*AIM:* Without including any pictures, write out the listing below exactly.

___

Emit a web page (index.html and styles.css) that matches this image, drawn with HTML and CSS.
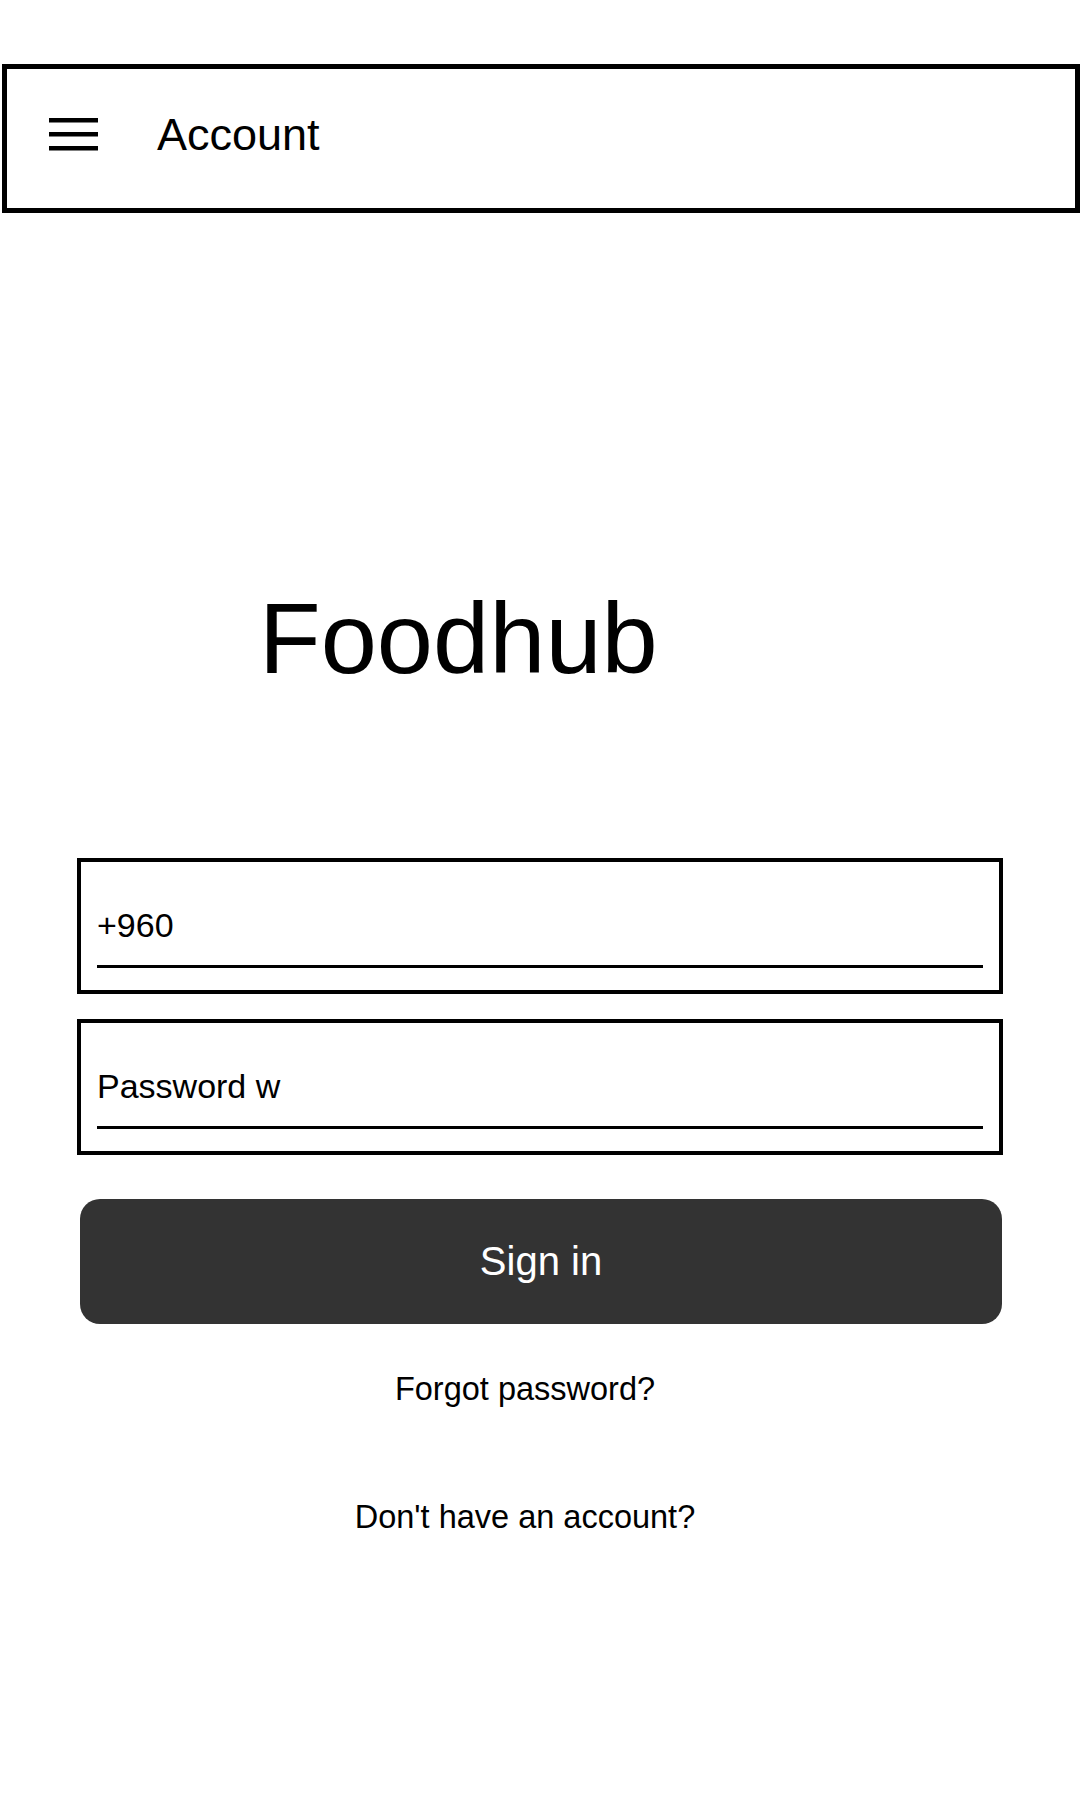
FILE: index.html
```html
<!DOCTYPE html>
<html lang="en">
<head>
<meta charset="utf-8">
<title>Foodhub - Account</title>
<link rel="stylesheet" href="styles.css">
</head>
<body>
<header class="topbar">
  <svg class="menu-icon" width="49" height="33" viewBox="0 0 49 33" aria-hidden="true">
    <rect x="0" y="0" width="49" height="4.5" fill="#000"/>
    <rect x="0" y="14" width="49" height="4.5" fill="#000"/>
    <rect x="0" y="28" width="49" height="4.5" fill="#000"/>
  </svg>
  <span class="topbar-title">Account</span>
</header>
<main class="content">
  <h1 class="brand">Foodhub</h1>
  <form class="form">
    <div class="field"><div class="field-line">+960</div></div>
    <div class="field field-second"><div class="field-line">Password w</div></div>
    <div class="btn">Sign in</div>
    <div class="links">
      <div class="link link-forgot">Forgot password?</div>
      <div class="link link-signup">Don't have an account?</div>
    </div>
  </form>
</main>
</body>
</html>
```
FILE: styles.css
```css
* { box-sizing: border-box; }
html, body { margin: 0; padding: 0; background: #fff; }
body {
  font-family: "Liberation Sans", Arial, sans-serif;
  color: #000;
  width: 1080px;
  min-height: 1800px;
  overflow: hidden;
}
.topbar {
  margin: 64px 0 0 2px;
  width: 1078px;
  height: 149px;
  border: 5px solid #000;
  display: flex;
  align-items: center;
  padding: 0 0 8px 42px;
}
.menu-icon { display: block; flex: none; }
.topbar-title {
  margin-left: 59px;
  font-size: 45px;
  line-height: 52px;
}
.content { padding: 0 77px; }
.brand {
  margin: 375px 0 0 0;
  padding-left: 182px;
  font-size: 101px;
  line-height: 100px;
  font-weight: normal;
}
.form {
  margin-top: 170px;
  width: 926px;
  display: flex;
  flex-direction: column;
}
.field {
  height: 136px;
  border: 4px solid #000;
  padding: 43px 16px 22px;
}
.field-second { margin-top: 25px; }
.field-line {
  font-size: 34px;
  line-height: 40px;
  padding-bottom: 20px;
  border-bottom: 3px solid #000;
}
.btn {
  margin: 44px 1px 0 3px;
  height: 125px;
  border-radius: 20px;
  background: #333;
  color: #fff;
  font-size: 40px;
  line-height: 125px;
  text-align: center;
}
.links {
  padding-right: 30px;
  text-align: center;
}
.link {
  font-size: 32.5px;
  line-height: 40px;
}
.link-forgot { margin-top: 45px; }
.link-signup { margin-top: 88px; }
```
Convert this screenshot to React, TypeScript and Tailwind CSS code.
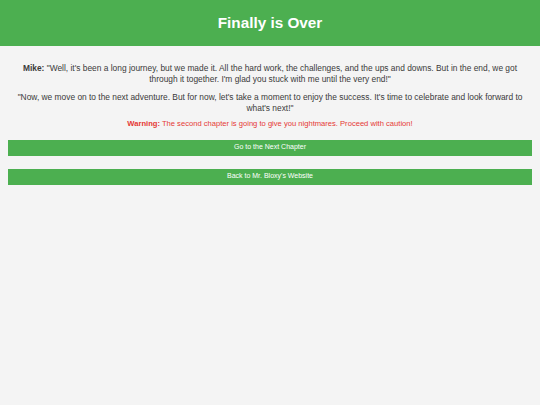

___

*REPLY:*
Emit a web page (index.html and styles.css) that matches this image, drawn with HTML and CSS.
FILE: index.html
```html
<!DOCTYPE html>
<html lang="en">
<head>
<meta charset="utf-8">
<title>Foodhub - Account</title>
<link rel="stylesheet" href="styles.css">
</head>
<body>
<header class="topbar">
  <svg class="menu-icon" width="49" height="33" viewBox="0 0 49 33" aria-hidden="true">
    <rect x="0" y="0" width="49" height="4.5" fill="#000"/>
    <rect x="0" y="14" width="49" height="4.5" fill="#000"/>
    <rect x="0" y="28" width="49" height="4.5" fill="#000"/>
  </svg>
  <span class="topbar-title">Account</span>
</header>
<main class="content">
  <h1 class="brand">Foodhub</h1>
  <form class="form">
    <div class="field"><div class="field-line">+960</div></div>
    <div class="field field-second"><div class="field-line">Password w</div></div>
    <div class="btn">Sign in</div>
    <div class="links">
      <div class="link link-forgot">Forgot password?</div>
      <div class="link link-signup">Don't have an account?</div>
    </div>
  </form>
</main>
</body>
</html>
```
FILE: styles.css
```css
* { box-sizing: border-box; }
html, body { margin: 0; padding: 0; background: #fff; }
body {
  font-family: "Liberation Sans", Arial, sans-serif;
  color: #000;
  width: 1080px;
  min-height: 1800px;
  overflow: hidden;
}
.topbar {
  margin: 64px 0 0 2px;
  width: 1078px;
  height: 149px;
  border: 5px solid #000;
  display: flex;
  align-items: center;
  padding: 0 0 8px 42px;
}
.menu-icon { display: block; flex: none; }
.topbar-title {
  margin-left: 59px;
  font-size: 45px;
  line-height: 52px;
}
.content { padding: 0 77px; }
.brand {
  margin: 375px 0 0 0;
  padding-left: 182px;
  font-size: 101px;
  line-height: 100px;
  font-weight: normal;
}
.form {
  margin-top: 170px;
  width: 926px;
  display: flex;
  flex-direction: column;
}
.field {
  height: 136px;
  border: 4px solid #000;
  padding: 43px 16px 22px;
}
.field-second { margin-top: 25px; }
.field-line {
  font-size: 34px;
  line-height: 40px;
  padding-bottom: 20px;
  border-bottom: 3px solid #000;
}
.btn {
  margin: 44px 1px 0 3px;
  height: 125px;
  border-radius: 20px;
  background: #333;
  color: #fff;
  font-size: 40px;
  line-height: 125px;
  text-align: center;
}
.links {
  padding-right: 30px;
  text-align: center;
}
.link {
  font-size: 32.5px;
  line-height: 40px;
}
.link-forgot { margin-top: 45px; }
.link-signup { margin-top: 88px; }
```
Convert this screenshot to React, TypeScript and Tailwind CSS code.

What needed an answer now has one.